My next experience would be a few years later, when I entered a very passionate relationship with a heavy meth user (as he had been on ritalin his entire youth - and no doubt his metabolism had developed certain necessities). He was a psychology professor, so he had some idea of what he was doing and not just out of control. For about six months we lived a very interesting lifestyle. I will say I experienced some of the most profound experiences of my life in that period of time. We developed a cycle of up 4 and down three. And those 4 days/nights were anything but dull. I became obsessed with documenting our experience, everything that was happening around us, experimental text, writing poetry, film scenes darting in and out of my mind. There was always this other world that felt as if it was just around the corner - we truly had departed from the conventional - and that perhaps was the real danger. Not that we couldn't exist in the space we had created for ourselves (and here entropy does start to play a part) but that the rest of the world just didn't revolve at our pace. If you've ever read the philosophy of nietzche or jung - the essence of being is experience. The richness of that experience is determined by ones willingness and ability to allow it to happen.

At the end of that six months things really went to hell. We broke up (over money - what else) and I found my self without a job, home or any real stability. But got through it. Moved back to new england. You have to learn about yourself. When to say no, as well as when to say yes.

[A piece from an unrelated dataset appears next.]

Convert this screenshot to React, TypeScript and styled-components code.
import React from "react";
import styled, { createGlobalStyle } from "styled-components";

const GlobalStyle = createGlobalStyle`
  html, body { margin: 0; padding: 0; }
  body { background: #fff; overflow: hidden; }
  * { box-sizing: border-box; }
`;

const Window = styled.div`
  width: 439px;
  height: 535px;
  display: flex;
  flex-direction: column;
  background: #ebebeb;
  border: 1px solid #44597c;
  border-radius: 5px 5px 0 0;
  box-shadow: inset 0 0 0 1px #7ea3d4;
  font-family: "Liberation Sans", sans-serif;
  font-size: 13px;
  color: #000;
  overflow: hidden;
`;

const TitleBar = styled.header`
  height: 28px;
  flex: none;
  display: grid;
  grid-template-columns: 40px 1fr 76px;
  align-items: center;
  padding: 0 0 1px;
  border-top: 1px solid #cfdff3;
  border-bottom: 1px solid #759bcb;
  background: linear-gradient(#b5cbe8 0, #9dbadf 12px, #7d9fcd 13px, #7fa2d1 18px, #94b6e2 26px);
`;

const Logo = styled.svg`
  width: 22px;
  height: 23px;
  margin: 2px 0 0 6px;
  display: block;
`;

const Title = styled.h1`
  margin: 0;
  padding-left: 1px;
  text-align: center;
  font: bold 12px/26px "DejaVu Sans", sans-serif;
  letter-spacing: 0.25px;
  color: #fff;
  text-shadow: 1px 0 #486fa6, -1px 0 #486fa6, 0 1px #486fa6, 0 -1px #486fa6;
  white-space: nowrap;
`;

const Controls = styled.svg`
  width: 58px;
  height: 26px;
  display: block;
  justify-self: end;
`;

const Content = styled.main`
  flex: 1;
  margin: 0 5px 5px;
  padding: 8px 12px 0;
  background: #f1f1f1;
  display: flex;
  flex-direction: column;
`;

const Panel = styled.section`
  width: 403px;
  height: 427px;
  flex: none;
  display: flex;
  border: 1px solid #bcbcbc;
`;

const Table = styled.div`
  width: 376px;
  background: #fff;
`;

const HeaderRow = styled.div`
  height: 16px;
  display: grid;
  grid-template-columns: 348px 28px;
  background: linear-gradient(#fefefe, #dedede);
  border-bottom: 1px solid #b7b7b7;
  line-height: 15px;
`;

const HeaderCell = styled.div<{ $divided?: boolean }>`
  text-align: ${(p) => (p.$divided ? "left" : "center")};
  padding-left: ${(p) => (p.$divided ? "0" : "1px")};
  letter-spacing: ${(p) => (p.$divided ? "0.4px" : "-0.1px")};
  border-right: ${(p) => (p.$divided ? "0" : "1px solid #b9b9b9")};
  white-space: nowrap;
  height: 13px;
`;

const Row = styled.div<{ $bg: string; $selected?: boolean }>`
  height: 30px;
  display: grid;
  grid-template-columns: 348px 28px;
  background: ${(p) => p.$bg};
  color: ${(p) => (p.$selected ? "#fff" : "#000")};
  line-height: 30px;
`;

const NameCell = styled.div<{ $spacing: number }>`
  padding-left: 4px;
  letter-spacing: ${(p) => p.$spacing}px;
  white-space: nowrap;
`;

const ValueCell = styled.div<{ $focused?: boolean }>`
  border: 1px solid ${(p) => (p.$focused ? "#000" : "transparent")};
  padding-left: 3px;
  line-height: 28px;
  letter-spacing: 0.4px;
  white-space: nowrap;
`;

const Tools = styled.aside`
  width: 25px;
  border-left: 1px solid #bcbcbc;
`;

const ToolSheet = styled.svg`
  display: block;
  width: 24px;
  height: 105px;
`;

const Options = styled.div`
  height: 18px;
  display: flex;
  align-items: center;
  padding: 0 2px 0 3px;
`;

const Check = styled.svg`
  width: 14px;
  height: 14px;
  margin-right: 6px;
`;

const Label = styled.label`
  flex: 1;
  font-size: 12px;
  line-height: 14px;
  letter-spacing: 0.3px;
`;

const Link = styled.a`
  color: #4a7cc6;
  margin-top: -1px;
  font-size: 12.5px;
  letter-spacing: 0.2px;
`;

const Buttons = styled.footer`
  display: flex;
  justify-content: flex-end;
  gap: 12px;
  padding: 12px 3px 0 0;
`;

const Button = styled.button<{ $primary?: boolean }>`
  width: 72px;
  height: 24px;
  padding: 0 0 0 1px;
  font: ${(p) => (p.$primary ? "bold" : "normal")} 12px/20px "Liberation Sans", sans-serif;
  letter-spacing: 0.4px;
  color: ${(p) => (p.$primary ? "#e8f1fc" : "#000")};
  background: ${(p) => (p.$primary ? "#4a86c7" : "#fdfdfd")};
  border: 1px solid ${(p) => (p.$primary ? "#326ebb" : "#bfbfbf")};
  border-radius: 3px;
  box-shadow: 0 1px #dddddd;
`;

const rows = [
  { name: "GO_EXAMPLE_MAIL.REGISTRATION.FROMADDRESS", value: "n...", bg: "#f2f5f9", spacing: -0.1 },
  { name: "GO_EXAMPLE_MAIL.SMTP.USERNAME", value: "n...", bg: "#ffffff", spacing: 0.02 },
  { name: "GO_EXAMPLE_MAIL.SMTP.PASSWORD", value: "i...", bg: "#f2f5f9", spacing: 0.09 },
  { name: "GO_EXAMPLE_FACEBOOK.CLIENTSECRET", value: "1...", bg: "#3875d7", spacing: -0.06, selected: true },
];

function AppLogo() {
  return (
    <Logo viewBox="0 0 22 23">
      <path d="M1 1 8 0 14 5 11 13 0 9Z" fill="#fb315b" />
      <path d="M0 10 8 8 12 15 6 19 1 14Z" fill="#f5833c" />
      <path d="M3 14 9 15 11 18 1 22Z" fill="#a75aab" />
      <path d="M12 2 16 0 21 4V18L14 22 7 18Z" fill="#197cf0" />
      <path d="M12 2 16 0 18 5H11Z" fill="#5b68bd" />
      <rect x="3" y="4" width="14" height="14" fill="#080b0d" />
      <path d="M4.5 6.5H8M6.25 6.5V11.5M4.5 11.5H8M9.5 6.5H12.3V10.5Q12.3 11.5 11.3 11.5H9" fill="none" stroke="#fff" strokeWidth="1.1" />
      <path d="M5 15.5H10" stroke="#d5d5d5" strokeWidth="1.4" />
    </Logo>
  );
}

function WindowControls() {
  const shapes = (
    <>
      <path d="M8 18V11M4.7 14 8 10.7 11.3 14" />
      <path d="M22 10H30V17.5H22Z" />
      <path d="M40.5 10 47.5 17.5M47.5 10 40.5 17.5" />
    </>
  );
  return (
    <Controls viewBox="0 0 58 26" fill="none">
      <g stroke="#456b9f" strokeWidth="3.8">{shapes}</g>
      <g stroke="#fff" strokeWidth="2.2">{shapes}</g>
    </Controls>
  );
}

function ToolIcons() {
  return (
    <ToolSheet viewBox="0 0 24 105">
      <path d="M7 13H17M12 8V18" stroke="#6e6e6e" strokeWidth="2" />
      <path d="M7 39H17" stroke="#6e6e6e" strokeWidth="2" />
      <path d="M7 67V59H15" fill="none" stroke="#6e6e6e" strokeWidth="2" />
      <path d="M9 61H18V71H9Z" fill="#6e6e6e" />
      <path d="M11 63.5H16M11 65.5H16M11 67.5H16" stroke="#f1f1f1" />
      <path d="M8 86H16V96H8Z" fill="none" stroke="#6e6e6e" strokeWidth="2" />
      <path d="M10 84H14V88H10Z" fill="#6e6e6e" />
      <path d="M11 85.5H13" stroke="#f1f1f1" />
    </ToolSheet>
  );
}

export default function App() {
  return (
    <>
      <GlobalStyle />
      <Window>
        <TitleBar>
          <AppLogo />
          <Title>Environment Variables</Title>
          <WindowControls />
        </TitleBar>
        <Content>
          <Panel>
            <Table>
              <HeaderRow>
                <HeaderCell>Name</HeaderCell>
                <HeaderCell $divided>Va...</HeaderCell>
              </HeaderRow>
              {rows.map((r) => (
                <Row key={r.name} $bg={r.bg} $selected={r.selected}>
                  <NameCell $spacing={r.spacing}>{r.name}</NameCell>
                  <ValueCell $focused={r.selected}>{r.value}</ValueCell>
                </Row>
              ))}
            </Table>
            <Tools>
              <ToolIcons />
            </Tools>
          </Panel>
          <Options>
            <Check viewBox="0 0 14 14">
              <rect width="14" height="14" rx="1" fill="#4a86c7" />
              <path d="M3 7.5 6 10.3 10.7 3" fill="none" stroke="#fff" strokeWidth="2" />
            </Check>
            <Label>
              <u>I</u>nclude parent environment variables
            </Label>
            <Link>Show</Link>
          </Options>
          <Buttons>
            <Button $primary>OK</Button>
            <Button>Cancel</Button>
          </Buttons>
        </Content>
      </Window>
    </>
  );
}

I'm moving back to that 'yes' phase of my life. William s burroughs says a good habit is all about availability and opportunity, something I don't have much of in my small new england town. So a while ago in nyc I had a chance to treat myself to very fine yaba - and after 6 years it was very fine. I know there is a something that permanently resonates with this mesh of chemicals in my brain - and the words r e s p o n s i b l e u s e r - have the deepest meaning they've ever had. The connection to my own feelings - the feeling of others.

My advice to anyone thinking of using meth or any other drug - understand it's your life, connect to your feelings and the feelings of other people. Write. Muse. Experience. See what you believe. Give peace a chance. All you need is love.

It's hard to be good to ourselves sometimes - but hold on to you and what makes you uniquely you - and if you can sense something beautiful in this world - feel it. Be it.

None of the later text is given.